**Directions:**
Begin with the first line and repeat exactly through the line containing "06 Jun 2015/000000UTC</text>"; leave every image out.

····················

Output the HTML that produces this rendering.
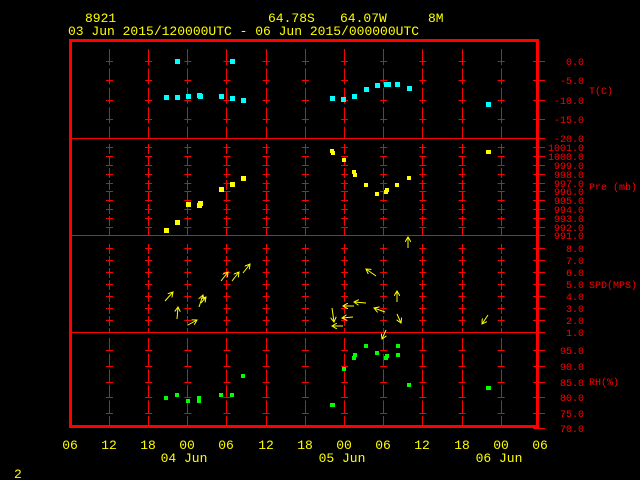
<!DOCTYPE html>
<html><head><meta charset="utf-8"><style>
html,body{margin:0;padding:0;background:#000;width:640px;height:480px;overflow:hidden}
svg{display:block}
text{font-family:"Liberation Mono","DejaVu Sans Mono",monospace}
.y{fill:#ffff00;font-size:13px}
.r{fill:#ff0000;font-size:10px;text-anchor:end}
.u{fill:#ff0000;font-size:10px}
.h{fill:#ffff00;font-size:13px;text-anchor:middle}
</style></head><body>
<svg width="640" height="480" viewBox="0 0 640 480" xmlns="http://www.w3.org/2000/svg">
<defs>
<marker id="ah" markerWidth="6" markerHeight="6" refX="5" refY="3" orient="auto" markerUnits="userSpaceOnUse">
<path d="M0,0 L5,3 L0,6" fill="none" stroke="#ffff00" stroke-width="1"/>
</marker>
</defs>
<!-- header -->
<text class="y" x="85" y="22">8921</text>
<text class="y" x="268" y="22">64.78S</text>
<text class="y" x="340" y="22">64.07W</text>
<text class="y" x="428" y="22">8M</text>
<text class="y" x="68" y="35">03 Jun 2015/120000UTC - 06 Jun 2015/000000UTC</text>

<!-- vertical grid -->
<g stroke="#ff0000" stroke-width="1">
<g stroke-dasharray="16 3.4">
<path d="M109.5 49V138M148.5 49V138M187.5 49V138M226.5 49V138M266.5 49V138M305.5 49V138M344.5 49V138M383.5 49V138M422.5 49V138M462.5 49V138M501.5 49V138"/>
</g>
<g stroke-dasharray="10 2">
<path d="M109.5 144V235M148.5 144V235M187.5 144V235M226.5 144V235M266.5 144V235M305.5 144V235M344.5 144V235M383.5 144V235M422.5 144V235M462.5 144V235M501.5 144V235"/>
<path d="M109.5 244V332M148.5 244V332M187.5 244V332M226.5 244V332M266.5 244V332M305.5 244V332M344.5 244V332M383.5 244V332M422.5 244V332M462.5 244V332M501.5 244V332"/>
</g>
<g stroke-dasharray="13 2.6">
<path d="M109.5 338V425M148.5 338V425M187.5 338V425M226.5 338V425M266.5 338V425M305.5 338V425M344.5 338V425M383.5 338V425M422.5 338V425M462.5 338V425M501.5 338V425"/>
</g>
<!-- horizontal tick marks via dash pattern -->
<g stroke-dasharray="7 32.17">
<path d="M106 61.5H505M106 80.5H505M106 100.5H505M106 119.5H505"/>
<path d="M106 147.5H505M106 156.5H505M106 165.5H505M106 174.5H505M106 183.5H505M106 191.5H505M106 200.5H505M106 209.5H505M106 218.5H505M106 227.5H505"/>
<path d="M106 248.5H505M106 260.5H505M106 272.5H505M106 284.5H505M106 296.5H505M106 308.5H505M106 320.5H505"/>
<path d="M106 350.5H505M106 366.5H505M106 382.5H505M106 397.5H505M106 413.5H505"/>
</g>
<!-- panel dividers -->
<path d="M72 138.5H538M72 235.5H538M72 332.5H538"/>
<!-- right axis ticks -->
<path d="M533 61.5H545M533 80.5H545M533 100.5H545M533 119.5H545M533 138.5H545
M533 147.5H545M533 156.5H545M533 165.5H545M533 174.5H545M533 183.5H545M533 191.5H545M533 200.5H545M533 209.5H545M533 218.5H545M533 227.5H545M533 235.5H545
M533 248.5H545M533 260.5H545M533 272.5H545M533 284.5H545M533 296.5H545M533 308.5H545M533 320.5H545M533 332.5H545
M533 350.5H545M533 366.5H545M533 382.5H545M533 397.5H545M533 413.5H545M533 428.5H545"/>
</g>
<!-- frame -->
<rect x="70.5" y="40.5" width="467" height="386" fill="none" stroke="#ff0000" stroke-width="3"/>

<!-- right labels -->
<text class="r" x="584" y="65">0.0</text>
<text class="r" x="584" y="84">-5.0</text>
<text class="r" x="584" y="104">-10.0</text>
<text class="r" x="584" y="123">-15.0</text>
<text class="r" x="584" y="142">-20.0</text>
<text class="r" x="584" y="151">1001.0</text>
<text class="r" x="584" y="160">1000.0</text>
<text class="r" x="584" y="169">999.0</text>
<text class="r" x="584" y="178">998.0</text>
<text class="r" x="584" y="187">997.0</text>
<text class="r" x="584" y="195">996.0</text>
<text class="r" x="584" y="204">995.0</text>
<text class="r" x="584" y="213">994.0</text>
<text class="r" x="584" y="222">993.0</text>
<text class="r" x="584" y="231">992.0</text>
<text class="r" x="584" y="239">991.0</text>
<text class="r" x="584" y="252">8.0</text>
<text class="r" x="584" y="264">7.0</text>
<text class="r" x="584" y="276">6.0</text>
<text class="r" x="584" y="288">5.0</text>
<text class="r" x="584" y="300">4.0</text>
<text class="r" x="584" y="312">3.0</text>
<text class="r" x="584" y="324">2.0</text>
<text class="r" x="584" y="336">1.0</text>
<text class="r" x="584" y="354">95.0</text>
<text class="r" x="584" y="370">90.0</text>
<text class="r" x="584" y="386">85.0</text>
<text class="r" x="584" y="401">80.0</text>
<text class="r" x="584" y="417">75.0</text>
<text class="r" x="584" y="432">70.0</text>
<text class="u" x="589" y="94">T(C)</text>
<text class="u" x="589" y="190">Pre (mb)</text>
<text class="u" x="589" y="288">SPD(MPS)</text>
<text class="u" x="589" y="385">RH(%)</text>

<!-- bottom labels -->
<text class="h" x="70" y="449">06</text>
<text class="h" x="109" y="449">12</text>
<text class="h" x="148" y="449">18</text>
<text class="h" x="187" y="449">00</text>
<text class="h" x="226" y="449">06</text>
<text class="h" x="266" y="449">12</text>
<text class="h" x="305" y="449">18</text>
<text class="h" x="344" y="449">00</text>
<text class="h" x="383" y="449">06</text>
<text class="h" x="422" y="449">12</text>
<text class="h" x="462" y="449">18</text>
<text class="h" x="501" y="449">00</text>
<text class="h" x="540" y="449">06</text>
<text class="h" x="184" y="462">04 Jun</text>
<text class="h" x="342" y="462">05 Jun</text>
<text class="h" x="499" y="462">06 Jun</text>
<text class="y" x="14" y="478">2</text>

<!-- T (cyan) -->
<g fill="#00ffff">
<rect x="175" y="59" width="5" height="5"/><rect x="230" y="59" width="5" height="5"/>
<rect x="164" y="95" width="5" height="5"/><rect x="175" y="95" width="5" height="5"/>
<rect x="186" y="94" width="5" height="5"/><rect x="197" y="93" width="5" height="5"/>
<rect x="198" y="94" width="5" height="5"/><rect x="219" y="94" width="5" height="5"/>
<rect x="230" y="96" width="5" height="5"/><rect x="241" y="98" width="5" height="5"/>
<rect x="330" y="96" width="5" height="5"/><rect x="341" y="97" width="5" height="5"/>
<rect x="352" y="94" width="5" height="5"/><rect x="364" y="87" width="5" height="5"/>
<rect x="375" y="83" width="5" height="5"/><rect x="384" y="82" width="5" height="5"/>
<rect x="386" y="82" width="5" height="5"/><rect x="395" y="82" width="5" height="5"/>
<rect x="407" y="86" width="5" height="5"/><rect x="486" y="102" width="5" height="5"/>
</g>
<!-- Pre (yellow) -->
<g fill="#ffff00">
<rect x="164" y="228" width="5" height="5"/><rect x="175" y="220" width="5" height="5"/>
<rect x="186" y="202" width="5" height="5"/><rect x="197" y="203" width="5" height="5"/>
<rect x="198" y="201" width="5" height="5"/><rect x="219" y="187" width="5" height="5"/>
<rect x="230" y="182" width="5" height="5"/><rect x="241" y="176" width="5" height="5"/>
<rect x="330" y="149" width="4" height="4"/><rect x="331" y="151" width="4" height="4"/>
<rect x="342" y="158" width="4" height="4"/><rect x="352" y="170" width="4" height="4"/>
<rect x="353" y="173" width="4" height="4"/><rect x="364" y="183" width="4" height="4"/>
<rect x="375" y="192" width="4" height="4"/><rect x="384" y="190" width="4" height="4"/>
<rect x="385" y="188" width="4" height="4"/><rect x="395" y="183" width="4" height="4"/>
<rect x="407" y="176" width="4" height="4"/><rect x="486" y="150" width="5" height="4"/>
</g>
<!-- RH (green) -->
<g fill="#00ff00">
<rect x="164" y="396" width="4" height="4"/><rect x="175" y="393" width="4" height="4"/>
<rect x="186" y="399" width="4" height="4"/><rect x="197" y="396" width="4" height="4"/>
<rect x="197" y="399" width="4" height="4"/><rect x="219" y="393" width="4" height="4"/>
<rect x="230" y="393" width="4" height="4"/><rect x="241" y="374" width="4" height="4"/>
<rect x="330" y="403" width="5" height="4"/><rect x="342" y="367" width="4" height="4"/>
<rect x="352" y="356" width="4" height="4"/><rect x="353" y="353" width="4" height="4"/>
<rect x="364" y="344" width="4" height="4"/><rect x="375" y="351" width="4" height="4"/>
<rect x="384" y="356" width="4" height="4"/><rect x="385" y="354" width="4" height="4"/>
<rect x="396" y="344" width="4" height="4"/><rect x="396" y="353" width="4" height="4"/>
<rect x="407" y="383" width="4" height="4"/><rect x="486" y="386" width="5" height="4"/>
</g>
<!-- SPD arrows -->
<g stroke="#ffff00" stroke-width="1" fill="none" marker-end="url(#ah)">
<line x1="165" y1="301" x2="173" y2="292"/>
<line x1="177" y1="319" x2="178" y2="307"/>
<line x1="188" y1="325" x2="197" y2="320"/>
<line x1="199" y1="307" x2="203" y2="295"/>
<line x1="201" y1="303" x2="206" y2="297"/>
<line x1="221" y1="281" x2="228" y2="272"/>
<line x1="232" y1="281" x2="239" y2="272"/>
<line x1="243" y1="273" x2="250" y2="264"/>
<line x1="408" y1="248" x2="408" y2="237"/>
<line x1="376" y1="276" x2="366" y2="269"/>
<line x1="397" y1="302" x2="397" y2="291"/>
<line x1="366" y1="303" x2="354" y2="302"/>
<line x1="354" y1="306" x2="343" y2="306"/>
<line x1="353" y1="317" x2="342" y2="318"/>
<line x1="343" y1="326" x2="332" y2="326"/>
<line x1="332" y1="308" x2="334" y2="322"/>
<line x1="385" y1="312" x2="374" y2="308"/>
<line x1="397" y1="314" x2="401" y2="323"/>
<line x1="386" y1="330" x2="382" y2="339"/>
<line x1="488" y1="315" x2="482" y2="324"/>
</g>
</svg>
</body></html>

····················

**Result for this task:**
Output the HTML that produces this rendering.
<!DOCTYPE html>
<html><head><meta charset="utf-8"><style>
html,body{margin:0;padding:0;background:#000;width:640px;height:480px;overflow:hidden}
svg{display:block}
text{font-family:"Liberation Mono","DejaVu Sans Mono",monospace}
.y{fill:#ffff00;font-size:13px}
.r{fill:#ff0000;font-size:10px;text-anchor:end}
.u{fill:#ff0000;font-size:10px}
.h{fill:#ffff00;font-size:13px;text-anchor:middle}
</style></head><body>
<svg width="640" height="480" viewBox="0 0 640 480" xmlns="http://www.w3.org/2000/svg">
<defs>
<marker id="ah" markerWidth="6" markerHeight="6" refX="5" refY="3" orient="auto" markerUnits="userSpaceOnUse">
<path d="M0,0 L5,3 L0,6" fill="none" stroke="#ffff00" stroke-width="1"/>
</marker>
</defs>
<!-- header -->
<text class="y" x="85" y="22">8921</text>
<text class="y" x="268" y="22">64.78S</text>
<text class="y" x="340" y="22">64.07W</text>
<text class="y" x="428" y="22">8M</text>
<text class="y" x="68" y="35">03 Jun 2015/120000UTC - 06 Jun 2015/000000UTC</text>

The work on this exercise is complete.